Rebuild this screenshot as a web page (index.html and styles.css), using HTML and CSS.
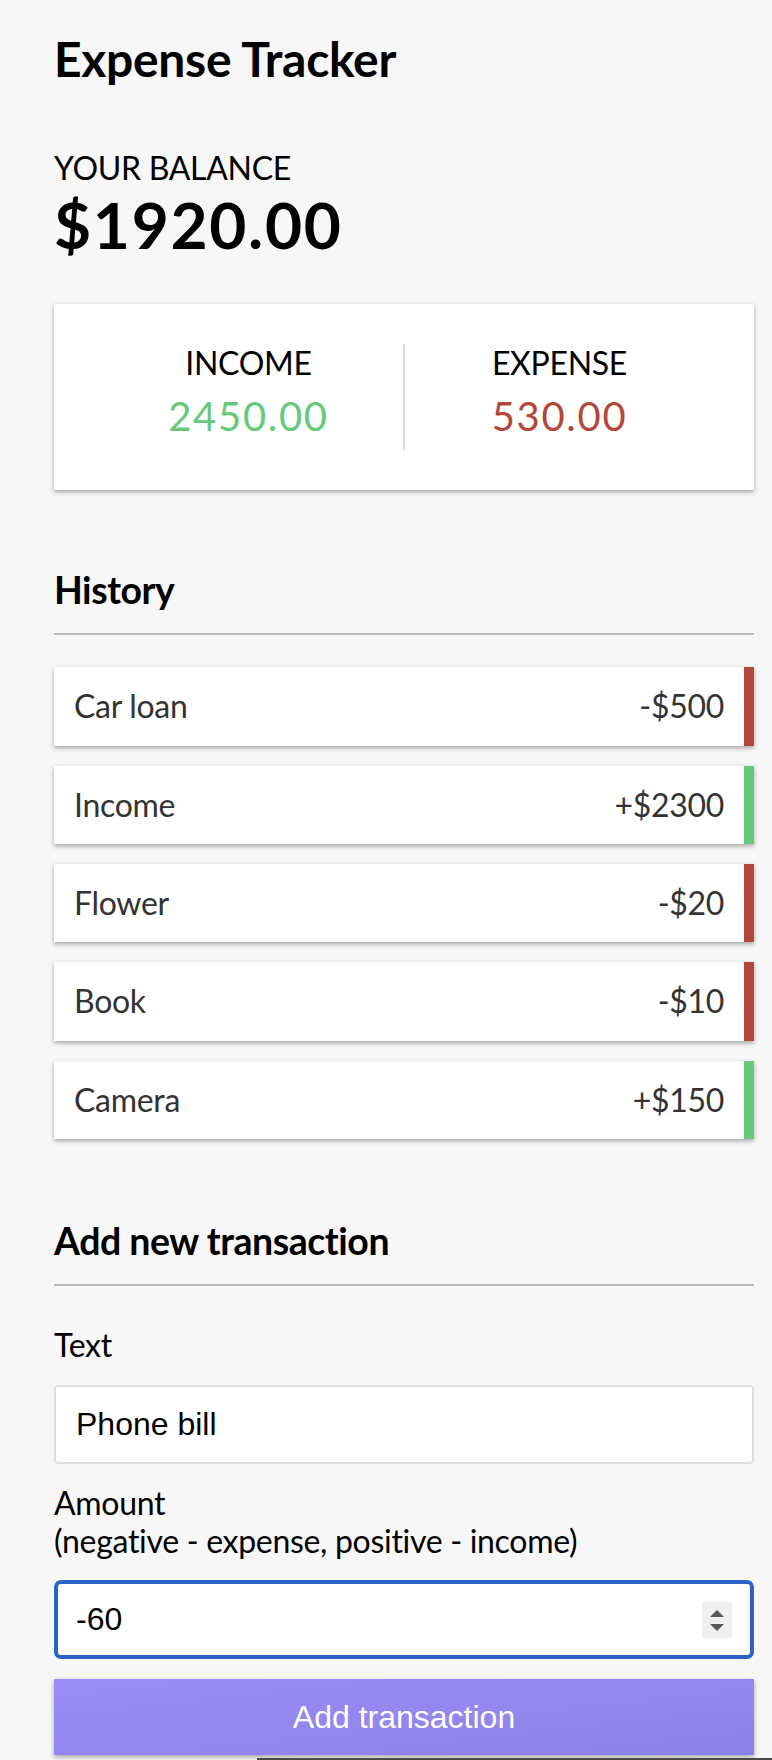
FILE: index.html
```html
<!DOCTYPE html>
<html lang="en">
<head>
<meta charset="utf-8">
<title>Expense Tracker</title>
<link rel="stylesheet" href="styles.css">
</head>
<body>
  <div class="container">
    <h2 class="title">Expense Tracker</h2>

    <h4 class="caps">Your Balance</h4>
    <h1 class="balance">$1920.00</h1>

    <div class="inc-exp">
      <div class="inc-exp-col divided">
        <h4 class="caps">Income</h4>
        <p class="money plus">2450.00</p>
      </div>
      <div class="inc-exp-col">
        <h4 class="caps">Expense</h4>
        <p class="money minus">530.00</p>
      </div>
    </div>

    <h3 class="section">History</h3>
    <ul class="list">
      <li class="item minus"><span>Car loan</span><span>-$500</span></li>
      <li class="item plus"><span>Income</span><span>+$2300</span></li>
      <li class="item minus"><span>Flower</span><span>-$20</span></li>
      <li class="item minus"><span>Book</span><span>-$10</span></li>
      <li class="item plus"><span>Camera</span><span>+$150</span></li>
    </ul>

    <h3 class="section">Add new transaction</h3>
    <form class="form">
      <div class="form-control">
        <label class="label" for="text">Text</label>
        <input class="field" type="text" id="text" value="Phone bill">
      </div>
      <div class="form-control">
        <label class="label" for="amount">Amount <br>(negative - expense, positive - income)</label>
        <div class="field-wrap">
          <input class="field focused" type="number" id="amount" value="-60">
          <span class="spinner"><span class="tri up"></span><span class="tri down"></span></span>
        </div>
      </div>
      <button class="btn" type="button">Add transaction</button>
    </form>
  </div>
  <div class="edge-line"></div>
</body>
</html>
```

FILE: styles.css
```css
* {
  box-sizing: border-box;
}

html,
body {
  margin: 0;
  padding: 0;
}

body {
  background-color: #f7f7f7;
  font-family: "Lato", "Open Sans", sans-serif;
  font-size: 32px;
  letter-spacing: -0.3px;
  color: #000;
  min-height: 1760px;
}

.container {
  width: 700px;
  margin: 0 0 0 54px;
  padding-top: 30px;
}

.title {
  font-size: 48px;
  font-weight: 700;
  line-height: 57.6px;
  letter-spacing: -0.3px;
  margin: 0 0 61px;
}

.caps {
  margin: 0;
  font-size: 32px;
  font-weight: 400;
  line-height: 38.4px;
  text-transform: uppercase;
}

.balance {
  margin: 0;
  font-size: 64px;
  font-weight: 700;
  line-height: 76.8px;
  letter-spacing: 1.7px;
}

.inc-exp {
  background-color: #fff;
  box-shadow: 0 2px 6px rgba(0, 0, 0, 0.12), 0 2px 4px rgba(0, 0, 0, 0.24);
  padding: 40px;
  display: flex;
  margin: 40px 0;
}

.inc-exp-col {
  flex: 1;
  text-align: center;
}

.divided {
  border-right: 2px solid #dedede;
}

.money {
  font-size: 40px;
  line-height: 48px;
  letter-spacing: 1.7px;
  margin: 10px 0;
}

.money.plus {
  color: #66c97a;
}

.money.minus {
  color: #b4463a;
}

.section {
  font-size: 37.44px;
  font-weight: 700;
  line-height: 44.93px;
  letter-spacing: -0.45px;
  border-bottom: 2px solid #bbb;
  padding-bottom: 20px;
  margin: 78px 0 20px;
}

.list {
  list-style: none;
  padding: 0;
  margin: 32px 0 80px;
}

.item {
  background-color: #fff;
  box-shadow: 0 2px 6px rgba(0, 0, 0, 0.12), 0 2px 4px rgba(0, 0, 0, 0.24);
  color: #333;
  display: flex;
  justify-content: space-between;
  padding: 20px;
  margin: 20px 0;
  line-height: 38.4px;
}

.item:first-child {
  margin-top: 0;
}

.item.plus {
  border-right: 10px solid #66c97a;
}

.item.minus {
  border-right: 10px solid #b4463a;
}

.form {
  margin: 0;
}

.form-control {
  line-height: 38.4px;
}

.label {
  display: inline-block;
  margin: 20px 0;
}

.field-wrap {
  position: relative;
}

.field {
  display: block;
  width: 100%;
  height: 79px;
  border: 2px solid #dedede;
  border-radius: 4px;
  background: #fff;
  font-family: "Liberation Sans", Arial, sans-serif;
  font-size: 32px;
  letter-spacing: 0;
  color: #000;
  padding: 0 20px;
  margin: 0;
  outline: none;
}

.field.focused {
  border: 4px solid #2a63c8;
  border-radius: 7px;
  box-shadow: 0 0 0 1px #ffffff;
  padding: 0 18px;
}

.field::-webkit-inner-spin-button,
.field::-webkit-outer-spin-button {
  -webkit-appearance: none;
  margin: 0;
}

.spinner {
  position: absolute;
  right: 22px;
  top: 22px;
  width: 30px;
  height: 36px;
  background: #efefef;
  border-radius: 2px;
  display: flex;
  flex-direction: column;
  align-items: center;
  justify-content: center;
  gap: 7px;
}

.tri {
  width: 0;
  height: 0;
  border-left: 7.5px solid transparent;
  border-right: 7.5px solid transparent;
}

.tri.up {
  border-bottom: 7.5px solid #585858;
}

.tri.down {
  border-top: 7.5px solid #585858;
}

.btn {
  display: block;
  width: 100%;
  height: 76px;
  margin: 20px 0 60px;
  padding: 0;
  border: 0;
  color: #fff;
  font-family: "Liberation Sans", Arial, sans-serif;
  font-size: 32px;
  letter-spacing: 0;
  background: linear-gradient(to bottom right, #9b8cf6, #8c81e6);
  box-shadow: 0 2px 6px rgba(0, 0, 0, 0.12), 0 2px 4px rgba(0, 0, 0, 0.24);
  cursor: pointer;
}

.edge-line {
  position: absolute;
  left: 257px;
  right: 0;
  top: 1758px;
  height: 2px;
  background: #4a4a4a;
}
```
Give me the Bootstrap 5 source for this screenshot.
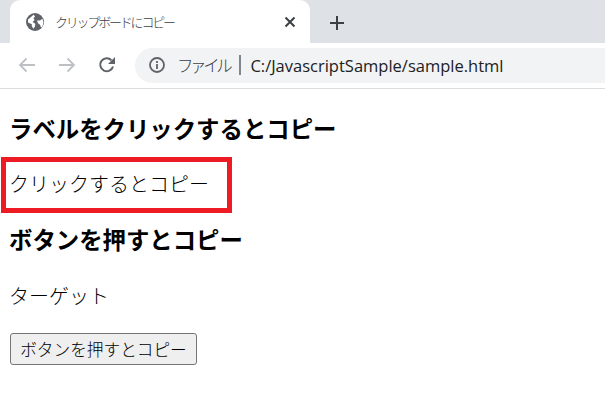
<!DOCTYPE html>
<html lang="ja">
<head>
<meta charset="utf-8">
<title>クリップボードにコピー</title>
<link href="https://cdn.jsdelivr.net/npm/bootstrap@5.3.0/dist/css/bootstrap.min.css" rel="stylesheet">
<style>
html,body{height:419px;overflow:hidden;background:#fff}
body{font-family:"Liberation Sans","Noto Sans CJK JP",sans-serif;color:#000;position:relative}
.strip{height:43px;background:#dee1e6;padding-left:10px}
.tabx{width:300px;height:43px;background:#fff;border-radius:10px 10px 0 0;padding:0 14px 0 16px;color:#5f6368}
.tabt{font:300 13px "Noto Sans CJK JP",sans-serif;color:#3c4043;margin-left:11px;letter-spacing:-2.2px}
.plus{margin-left:19px}
.tools{height:46px;border-bottom:1px solid #dadce0;padding:0 0 1px 18px}
.navic{margin-right:22px;flex:none}
.omni{height:35px;margin-left:-3px;background:#f1f3f4;border-radius:18px 0 0 18px;padding-left:14px}
.omni .lab{font:300 16.500px "Noto Sans CJK JP",sans-serif;color:#3c4043;margin-left:12px;letter-spacing:-3.400px}
.sep{width:2px;height:20px;background:#80868b;margin:0 11px 0 10px}
.url{font:16.500px "Open Sans","Liberation Sans",sans-serif;color:#202124;margin-left:-2px}
.pagearea{padding:0 9px}
.pagearea h3,.pagearea p{font-family:"Noto Sans CJK JP",sans-serif;margin:0}
.headx{font-size:23.4px;font-weight:700;line-height:32px;color:#000}
.bodyx{font-size:20px;line-height:32px;font-weight:300}
.h1x{margin-top:23px!important}
.p1x{margin-top:24px!important}
.h2x{margin-top:23px!important}
.p2x{margin-top:25px!important}
.btnx{margin-top:21px;margin-left:1px;display:block;width:187px;height:32px;padding:0;background:#efefef;border:1px solid #767676;border-radius:3px;font:300 16.67px/1 "Noto Sans CJK JP",sans-serif;color:#000}
.redbox{position:absolute;left:1px;top:157px;width:231px;height:56px;border:5px solid #ed1c24}
</style>
</head>
<body>
<div class="strip d-flex align-items-start">
  <div class="tabx d-flex align-items-center">
    <svg width="18" height="18" viewBox="0 0 18 18" class="flex-shrink-0"><circle cx="9" cy="9" r="9" fill="#5f6368"/><path d="M2 6.5 5 4l2.5-2.2 1.6 1.4L7.5 5.2 8.6 7 6.6 9l2.7 1.8-.3 2.6-1.6 2.4-1.7-2.7.2-1.8L2 9.5Z" fill="#fff"/><path d="M11 7.5h3l2.4-1.8 1 3.3-.7 3.7-1.6 2-1.1-3-2-1.4Z" fill="#fff"/></svg>
    <span class="tabt flex-grow-1">クリップボードにコピー</span>
    <svg width="12" height="12" viewBox="0 0 12 12"><path d="M1.5 1.5l9 9M10.5 1.5l-9 9" stroke="#3c4043" stroke-width="2" fill="none"/></svg>
  </div>
  <svg class="plus mt-3" width="16" height="14" viewBox="0 0 16 14"><path d="M8 0v14M1 7h14" stroke="#3c4043" stroke-width="2" fill="none"/></svg>
</div>
<div class="tools d-flex align-items-center">
  <svg class="navic" width="18" height="16" viewBox="0 0 18 16"><path d="M17 8H2M8.500 1.500 2 8l6.500 6.500" stroke="#bdc1c6" stroke-width="1.800" fill="none"/></svg>
  <svg class="navic" width="18" height="16" viewBox="0 0 18 16"><path d="M1 8h15M9.500 1.500 16 8l-6.500 6.500" stroke="#bdc1c6" stroke-width="1.800" fill="none"/></svg>
  <svg class="navic" width="18" height="18" viewBox="0 0 18 18"><path d="M15 10.500A6.500 6.500 0 1 1 13.400 4.200" stroke="#5f6368" stroke-width="2" fill="none"/><path d="M17 1v7h-7Z" fill="#5f6368"/></svg>
  <div class="omni d-flex align-items-center flex-grow-1">
    <svg width="16" height="16" viewBox="0 0 16 16" class="flex-shrink-0"><circle cx="8" cy="8" r="7" stroke="#5f6368" stroke-width="1.800" fill="none"/><path d="M8 7v5M8 4v2" stroke="#5f6368" stroke-width="1.800"/></svg>
    <span class="lab">ファイル</span><span class="sep"></span><span class="url">C:/JavascriptSample/sample.html</span>
  </div>
</div>
<main class="pagearea">
  <h3 class="headx h1x">ラベルをクリックするとコピー</h3>
  <p class="bodyx p1x">クリックするとコピー</p>
  <h3 class="headx h2x">ボタンを押すとコピー</h3>
  <p class="bodyx p2x">ターゲット</p>
  <button type="button" class="btnx">ボタンを押すとコピー</button>
</main>
<div class="redbox"></div>
<script src="https://cdn.jsdelivr.net/npm/bootstrap@5.3.0/dist/js/bootstrap.bundle.min.js"></script>
</body>
</html>
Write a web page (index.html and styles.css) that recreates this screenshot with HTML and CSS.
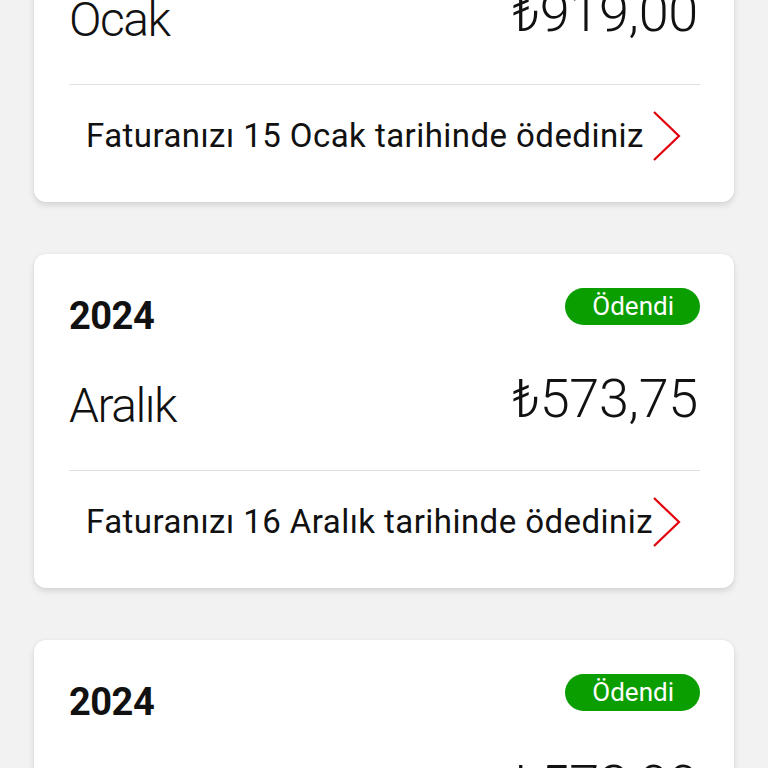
FILE: index.html
```html
<!DOCTYPE html>
<html lang="tr">
<head>
<meta charset="utf-8">
<link rel="stylesheet" href="styles.css">
</head>
<body>
<div class="list">
  <div class="card card-first">
    <div class="head">
      <span class="year">2025</span>
      <span class="badge">Ödendi</span>
    </div>
    <div class="amount-row">
      <span class="month">Ocak</span>
      <span class="amount">₺919,00</span>
    </div>
    <div class="divider"></div>
    <div class="foot">
      <span class="foot-text">Faturanızı 15 Ocak tarihinde ödediniz</span>
      <svg class="chev" width="28" height="50" viewBox="0 0 28 50"><path d="M1 1 L26 25 L1 49" fill="none" stroke="#e3000b" stroke-width="2.2"/></svg>
    </div>
  </div>
  <div class="card">
    <div class="head">
      <span class="year">2024</span>
      <span class="badge">Ödendi</span>
    </div>
    <div class="amount-row">
      <span class="month">Aralık</span>
      <span class="amount">₺573,75</span>
    </div>
    <div class="divider"></div>
    <div class="foot">
      <span class="foot-text">Faturanızı 16 Aralık tarihinde ödediniz</span>
      <svg class="chev" width="28" height="50" viewBox="0 0 28 50"><path d="M1 1 L26 25 L1 49" fill="none" stroke="#e3000b" stroke-width="2.2"/></svg>
    </div>
  </div>
  <div class="card">
    <div class="head">
      <span class="year">2024</span>
      <span class="badge">Ödendi</span>
    </div>
    <div class="amount-row">
      <span class="month">Kasım</span>
      <span class="amount">₺573,00</span>
    </div>
    <div class="divider"></div>
    <div class="foot">
      <span class="foot-text">Faturanızı 15 Kasım tarihinde ödediniz</span>
      <svg class="chev" width="28" height="50" viewBox="0 0 28 50"><path d="M1 1 L26 25 L1 49" fill="none" stroke="#e3000b" stroke-width="2.2"/></svg>
    </div>
  </div>
</div>
</body>
</html>
```
FILE: styles.css
```css
html, body {
  margin: 0;
  padding: 0;
  background: #f2f2f2;
  overflow: hidden;
  height: 768px;
}
body {
  font-family: Roboto, "Noto Sans", sans-serif;
  color: #111;
}
.list {
  display: flex;
  flex-direction: column;
  gap: 52px;
  padding: 0 34px;
  margin-top: -132px;
}
.card {
  background: #fff;
  border-radius: 12px;
  box-shadow: 0 3px 6px rgba(0,0,0,0.13), 0 0 2px rgba(0,0,0,0.06);
  padding: 34px 34px 0 35px;
  height: 334px;
  box-sizing: border-box;
}
.head {
  display: flex;
  justify-content: space-between;
  align-items: flex-start;
}
.year {
  font-weight: 700;
  font-size: 38px;
  line-height: 44px;
  margin-top: 6px;
  letter-spacing: -0.5px;
}
.badge {
  background: #0a9e00;
  color: #fff;
  height: 37px;
  line-height: 36px;
  border-radius: 19px;
  padding: 0 26px 0 27px;
  font-size: 26px;
  font-weight: 400;
}
.amount-row {
  display: flex;
  justify-content: space-between;
  align-items: flex-start;
  margin-top: 31px;
}
.month {
  font-weight: 300;
  font-size: 48px;
  line-height: 56px;
  margin-top: 9px;
  letter-spacing: -1.5px;
}
.amount {
  font-weight: 300;
  font-size: 54px;
  line-height: 60px;
  letter-spacing: -0.3px;
  margin-right: 2px;
}
.divider {
  height: 1px;
  background: #e0e0e0;
  margin-top: 36px;
}
.foot {
  display: flex;
  align-items: center;
  padding: 26px 19px 0 17px;
}
.foot-text {
  font-size: 33px;
  line-height: 40px;
  letter-spacing: 0.45px;
  white-space: nowrap;
  flex: 0 1 auto;
  min-width: 0;
}
.chev {
  display: block;
  flex: 0 0 28px;
  width: 28px;
  height: 50px;
  margin-left: auto;
}
```
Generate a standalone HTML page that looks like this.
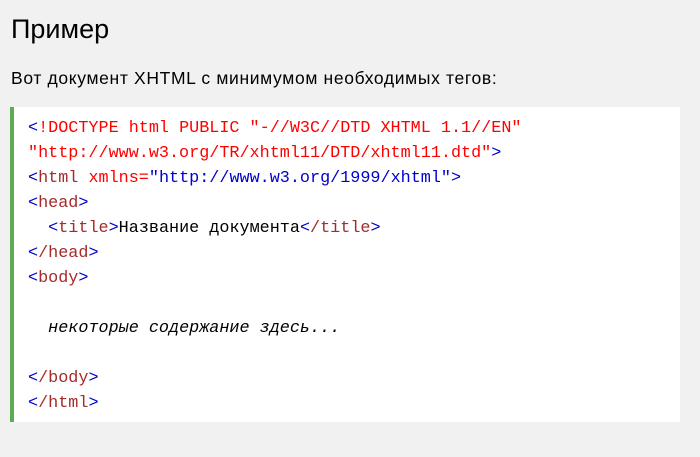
<!DOCTYPE html>
<html><head><meta charset="utf-8"><style>
body{margin:0;background:#f1f1f1;width:700px;height:457px;overflow:hidden;font-family:"Liberation Sans",sans-serif;color:#000}
h2{position:absolute;left:11px;top:11px;margin:0;font-weight:normal;font-size:27px;line-height:36px}
p{position:absolute;left:11px;top:66px;margin:0;font-size:17.5px;line-height:24px;letter-spacing:0.65px}
.box{position:absolute;left:10px;top:107px;width:666px;height:315px;background:#fff;border-left:4px solid #5cac55}
pre{margin:0;position:absolute;left:14px;top:9px;font-family:"Liberation Mono",monospace;font-size:16.8px;line-height:25px;color:#000}
.b{color:#0000cd}.t{color:#a52a2a}.r{color:#ff0000}
</style></head><body>
<h2>Пример</h2>
<p>Вот документ XHTML с минимумом необходимых тегов:</p>
<div class="box"><pre><span class="b">&lt;</span><span class="r">!DOCTYPE html PUBLIC "-//W3C//DTD XHTML 1.1//EN"
"http://www.w3.org/TR/xhtml11/DTD/xhtml11.dtd"</span><span class="b">&gt;</span>
<span class="b">&lt;</span><span class="t">html</span><span class="r"> xmlns=</span><span class="b">"http://www.w3.org/1999/xhtml"&gt;</span>
<span class="b">&lt;</span><span class="t">head</span><span class="b">&gt;</span>
  <span class="b">&lt;</span><span class="t">title</span><span class="b">&gt;</span>Название документа<span class="b">&lt;</span><span class="t">/title</span><span class="b">&gt;</span>
<span class="b">&lt;</span><span class="t">/head</span><span class="b">&gt;</span>
<span class="b">&lt;</span><span class="t">body</span><span class="b">&gt;</span>

  <i>некоторые содержание здесь...</i>

<span class="b">&lt;</span><span class="t">/body</span><span class="b">&gt;</span>
<span class="b">&lt;</span><span class="t">/html</span><span class="b">&gt;</span></pre></div>
</body></html>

# What you need to do
The first line to copy holds "Generate a standalone", and the last holds "<i>некоторые содержание здесь...</i>". Copy them and the lines between exactly, leaving out pictures.

# Answer to the task
Generate a standalone HTML page that looks like this.
<!DOCTYPE html>
<html><head><meta charset="utf-8"><style>
body{margin:0;background:#f1f1f1;width:700px;height:457px;overflow:hidden;font-family:"Liberation Sans",sans-serif;color:#000}
h2{position:absolute;left:11px;top:11px;margin:0;font-weight:normal;font-size:27px;line-height:36px}
p{position:absolute;left:11px;top:66px;margin:0;font-size:17.5px;line-height:24px;letter-spacing:0.65px}
.box{position:absolute;left:10px;top:107px;width:666px;height:315px;background:#fff;border-left:4px solid #5cac55}
pre{margin:0;position:absolute;left:14px;top:9px;font-family:"Liberation Mono",monospace;font-size:16.8px;line-height:25px;color:#000}
.b{color:#0000cd}.t{color:#a52a2a}.r{color:#ff0000}
</style></head><body>
<h2>Пример</h2>
<p>Вот документ XHTML с минимумом необходимых тегов:</p>
<div class="box"><pre><span class="b">&lt;</span><span class="r">!DOCTYPE html PUBLIC "-//W3C//DTD XHTML 1.1//EN"
"http://www.w3.org/TR/xhtml11/DTD/xhtml11.dtd"</span><span class="b">&gt;</span>
<span class="b">&lt;</span><span class="t">html</span><span class="r"> xmlns=</span><span class="b">"http://www.w3.org/1999/xhtml"&gt;</span>
<span class="b">&lt;</span><span class="t">head</span><span class="b">&gt;</span>
  <span class="b">&lt;</span><span class="t">title</span><span class="b">&gt;</span>Название документа<span class="b">&lt;</span><span class="t">/title</span><span class="b">&gt;</span>
<span class="b">&lt;</span><span class="t">/head</span><span class="b">&gt;</span>
<span class="b">&lt;</span><span class="t">body</span><span class="b">&gt;</span>

  <i>некоторые содержание здесь...</i>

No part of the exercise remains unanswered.